Lastly, because where would I be without a little venting, homework grief! Because I have been sick and not feeling well, because I have been worn out with all the stuff going on around my birthday, I got a little behind with some homework. Not a lot, but last week, I was really struggling with some of it. Basically, I was having trouble settling down to actually do and then not getting so frustrated that I could finish it. The problem is that I am taking a Literature class. You'd think that it would be easy for me. I love to read, to talk about books, to enjoy them and the experience I have with them, not analyze the ever living fuck out of them until it isn't fun anymore. Ever heard of beating a dead horse, well trust me Beowuf, Othello, and Frankenstein are so dead you couldn't being them back if you wanted to. What is worse, for whatever reason my first instructor couldn't finish out the term and they gave us some new instructor who pardon my french, fucked shit up, in my opinion, at least for me. He didn't like my paper proposal and not only did he not like the paper proposal, he erased the previous feedback from my previous instructor and downgraded me. 

So while I have been unhappily trudging through hoity toity, ego inflated, bullshit (doesn't anyone ever read something to just read it and enjoy things anymore?) about the three pieces of lit, and sick, this new guy has incited panic into my otherwise miserable as of late existence. I have freaked out about it so bad that its like pulling my own teeth to get myself motivated to get it done. I just plain don't want to do it. But I don't want to throw away all the previous work I've already put into the class either. 

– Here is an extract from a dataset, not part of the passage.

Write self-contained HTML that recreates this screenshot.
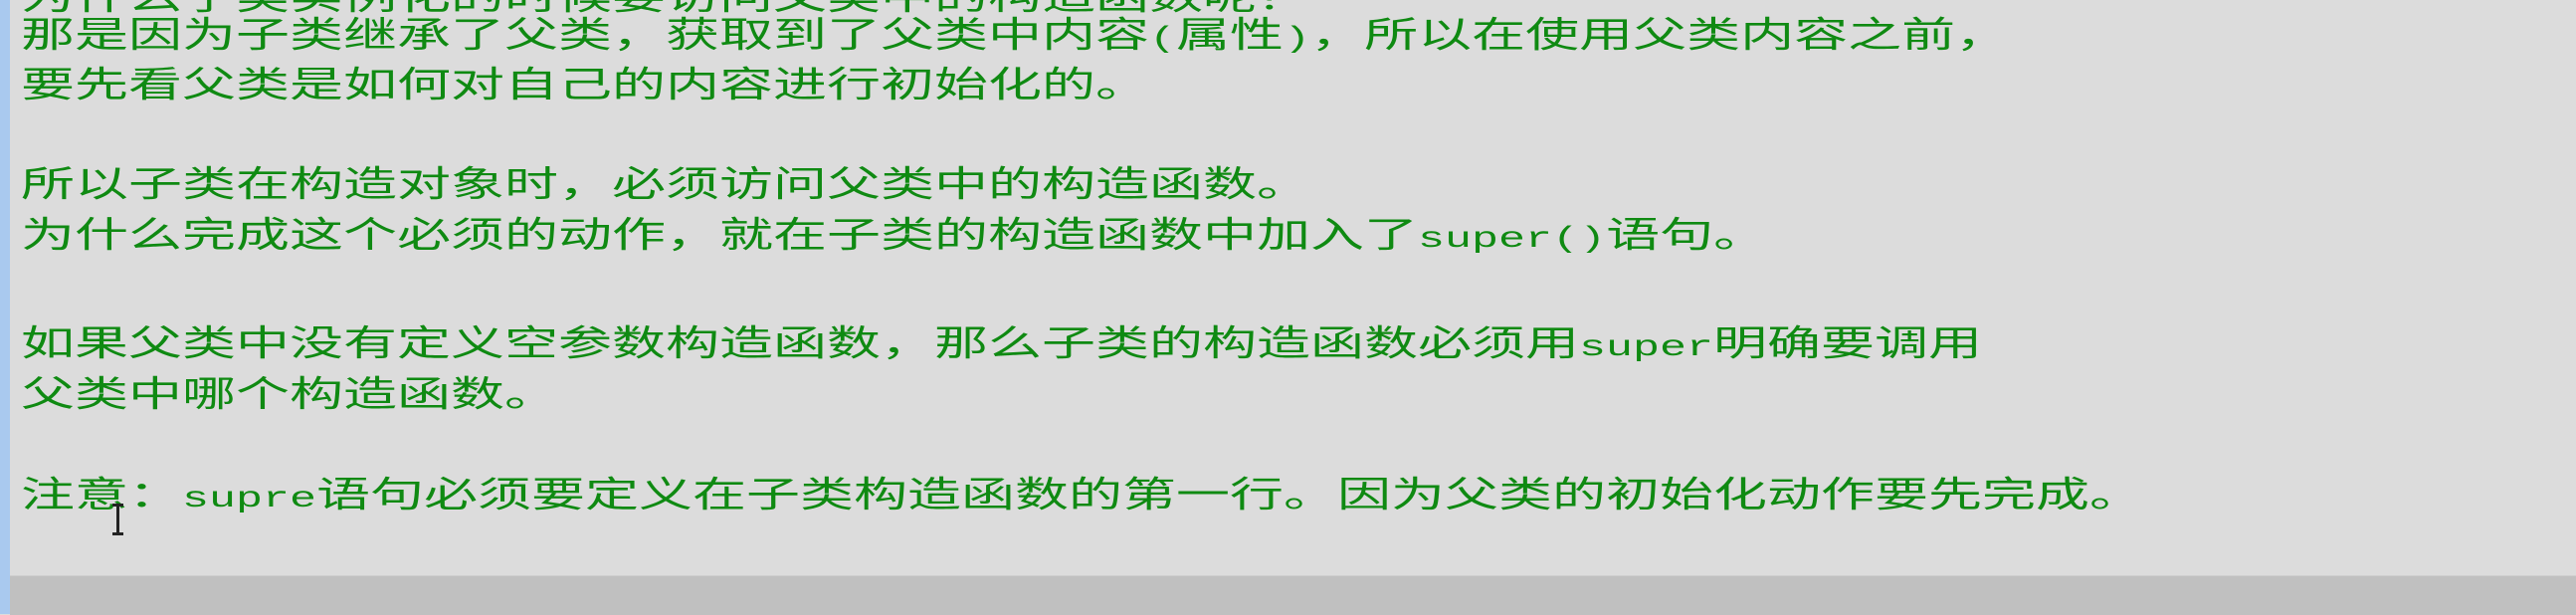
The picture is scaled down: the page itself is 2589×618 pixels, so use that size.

Something I have learned about myself, is that sometimes, I need to talk it out verbally to get through some things. Talking it out, albeit after a little break down over it, helped. I got this week's assignment done and out of the way so I can focus on last week's assignments. Actually it wouldn't have been so bad had I not gotten sick the week that whoever wrote this class decided that putting 4 rather large assignments in one week with a shot ton of extra reading, was a great idea. And I simply loathe how they set up their final projects. They want to "scaffold learning" so they split up certain parts of the the final projects into certain weeks. Which in theory should work, unless you are me and used to doing things  certain way. As in giving an annotated bibliography before I've even read the material I'm basing my project on. I'm not kidding. And if I remember correctly, I didn't even have a response on my topic proposal from the first instructor until after the annotated bibliography was due. Further, it is pointless, in my opinion to give an annotated bibliography before you've read the material because you don't know exactly what points you are going to make or really even what to search for in the way of sources. You only have an idea, and shouldn't you get your own opinion in your head first before you start reading and being influenced by other people's opinions? You know think for yourself first, then see what other people have thought. 

Okay, I am finally getting tied, so I am going to finish my tea and go to bed. Tomorrow I get to tackle my other class. Which means reading and watching the Matrix then doing a discussion board post about it and avatar and modern films. Then I get to work on my rough draft for my LOTR paper, at least that make sense and is interesting.